───── Dataset section
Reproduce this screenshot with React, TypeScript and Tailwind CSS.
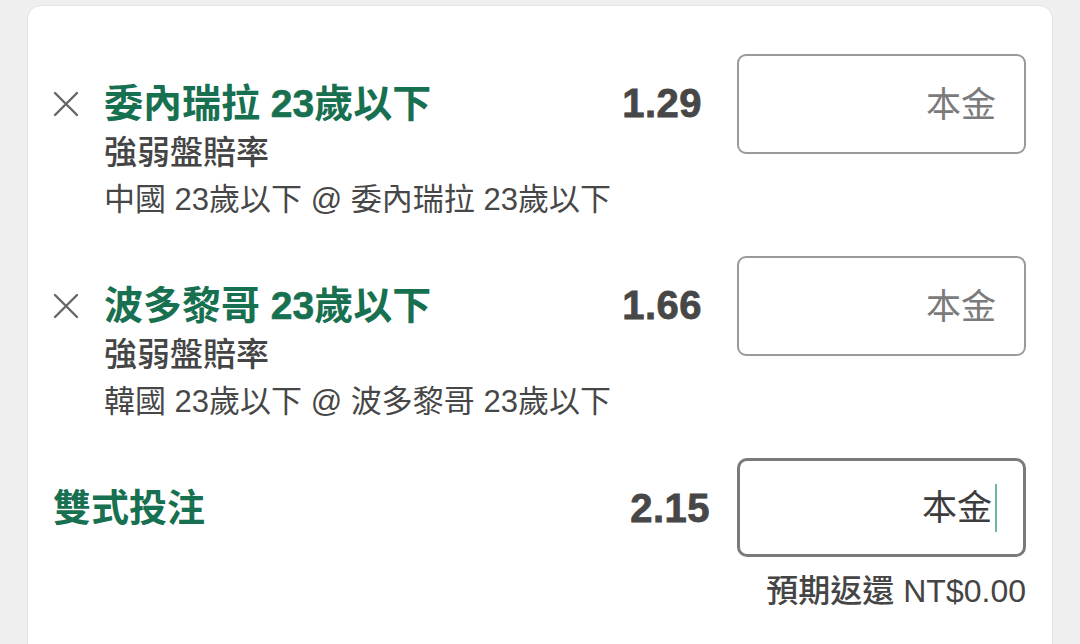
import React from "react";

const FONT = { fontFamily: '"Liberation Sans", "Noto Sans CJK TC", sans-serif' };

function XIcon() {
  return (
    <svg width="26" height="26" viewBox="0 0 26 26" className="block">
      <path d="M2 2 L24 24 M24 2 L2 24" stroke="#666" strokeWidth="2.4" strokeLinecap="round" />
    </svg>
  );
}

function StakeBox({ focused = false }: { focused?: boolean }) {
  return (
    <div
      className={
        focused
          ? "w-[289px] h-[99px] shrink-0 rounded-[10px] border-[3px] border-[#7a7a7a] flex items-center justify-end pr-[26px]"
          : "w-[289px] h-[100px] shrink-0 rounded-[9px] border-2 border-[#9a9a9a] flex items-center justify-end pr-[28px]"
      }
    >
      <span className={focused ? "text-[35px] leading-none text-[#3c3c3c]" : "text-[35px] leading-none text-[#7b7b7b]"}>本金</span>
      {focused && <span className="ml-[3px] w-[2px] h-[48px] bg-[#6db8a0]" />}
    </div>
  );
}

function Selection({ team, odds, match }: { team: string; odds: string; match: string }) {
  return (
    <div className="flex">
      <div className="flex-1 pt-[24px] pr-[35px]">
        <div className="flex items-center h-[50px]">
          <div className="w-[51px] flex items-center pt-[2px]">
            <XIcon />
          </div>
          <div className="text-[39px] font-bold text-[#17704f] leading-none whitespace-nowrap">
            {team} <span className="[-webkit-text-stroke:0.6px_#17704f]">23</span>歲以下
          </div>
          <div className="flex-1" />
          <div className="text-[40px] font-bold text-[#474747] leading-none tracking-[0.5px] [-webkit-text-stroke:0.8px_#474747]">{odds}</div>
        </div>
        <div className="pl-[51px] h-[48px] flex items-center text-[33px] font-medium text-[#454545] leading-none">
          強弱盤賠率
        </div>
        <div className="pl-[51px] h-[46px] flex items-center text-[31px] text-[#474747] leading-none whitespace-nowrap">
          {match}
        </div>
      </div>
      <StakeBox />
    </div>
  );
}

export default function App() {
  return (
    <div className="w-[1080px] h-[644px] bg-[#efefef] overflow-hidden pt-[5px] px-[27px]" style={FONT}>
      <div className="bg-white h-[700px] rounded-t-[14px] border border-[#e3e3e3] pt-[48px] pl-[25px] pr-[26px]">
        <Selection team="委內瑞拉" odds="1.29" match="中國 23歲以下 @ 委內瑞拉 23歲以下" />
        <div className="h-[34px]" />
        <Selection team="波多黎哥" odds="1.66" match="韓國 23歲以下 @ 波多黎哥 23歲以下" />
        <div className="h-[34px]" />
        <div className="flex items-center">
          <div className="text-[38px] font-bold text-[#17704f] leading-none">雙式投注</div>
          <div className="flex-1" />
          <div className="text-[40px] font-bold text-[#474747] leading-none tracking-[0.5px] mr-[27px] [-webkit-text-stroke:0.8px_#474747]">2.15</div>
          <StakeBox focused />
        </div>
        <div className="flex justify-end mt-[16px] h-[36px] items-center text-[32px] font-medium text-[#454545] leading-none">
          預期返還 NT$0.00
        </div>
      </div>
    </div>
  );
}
──────────
Identify and copy lines that hold the string "React".

Reproduce this screenshot with React, TypeScript and Tailwind CSS.
import React from "react";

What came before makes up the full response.